Receiving a retrenchment letter does not mean the faculty member definitely will not have a job next year. The union will continue to work at the state and local levels to find alternatives to faculty cuts, Martin said. Further, the APSCUF collective bargaining agreement provides opportunities for professors with retrenchment letters to move to other departments, if they are qualified to do so, or to transfer to other universities within the State System, if there are openings. But openings are less likely this year, Martin explained.

“We understand the System has financial challenges, many of which can be traced to the Commonwealth’s failure to fund our state-owned universities properly,” Martin said. “Pennsylvania ranks at or near the bottom in every measure of public higher-education funding. In this indefensible situation, APSCUF has done its part to balance budgets without job cuts — through early retirements, sick-leave incentives and salary concessions in the contract we signed last year. There was no mention of possible retrenchments during those contract negotiations, or we surely would have fought then to avoid faculty cuts. Our universities are making cuts across the System, to fall in line with the expectations to reach 2010–11 student/faculty ratios that Chancellor Daniel Greenstein laid out.”

At the State System Board of Governors meeting in April, Greenstein called for universities to return to the student/faculty ratios of 2010–11, when enrollments were at an all-time high. The State System averaged 21.07 students to every faculty member in 2010, and it averaged 17.43 students per faculty member in 2018. APSCUF’s ratios in 2018 exceed even the higher 2010 levels of many comparable universities, according to data from Integrated Postsecondary Education Data System.

“In 2010–11, faculty struggled to keep up with overflowing classes and to give their students the individual attention they deserve,” Martin said. “Don’t our students deserve the same smaller class sizes as students at Penn State’s main campus, Pitt, Temple, Lincoln and the State University of New York system? Our campuses tout their student/faculty ratios, sometimes on their home pages, but now universities are slashing professors to reach ratios that were far from a panacea.

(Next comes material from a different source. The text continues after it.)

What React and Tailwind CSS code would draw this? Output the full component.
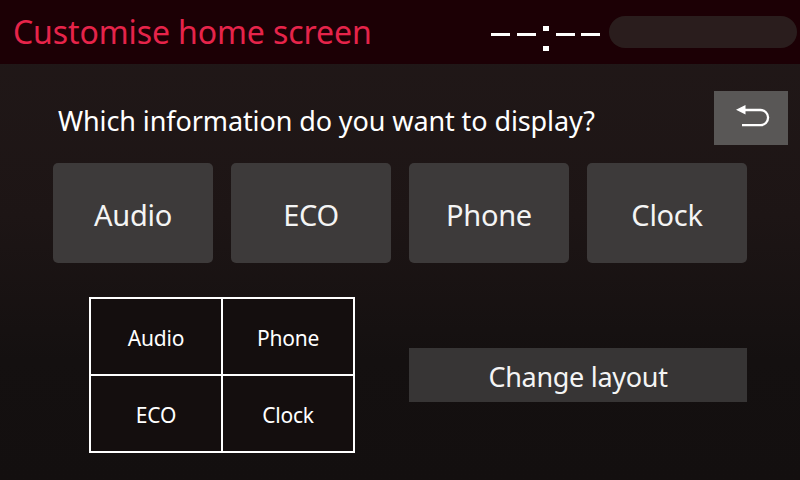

I don’t see how this can do anything but hurt our students.”

Students, alumni, faculty and community supporters who want to advocate against retrenchment can learn how to take action by visiting https://www.apscuf.org/students/#Retrenchmentstudents.

APSCUF represents about 5,000 faculty and coaches at the State System universities: Bloomsburg, California, Cheyney, Clarion, East Stroudsburg, Edinboro, Indiana, Kutztown, Lock Haven, Mansfield, Millersville, Shippensburg, Slippery Rock, and West Chester Universities of Pennsylvania.

This release has been updated to reflect a decrease in retrenchment letters issued at Lock Haven University.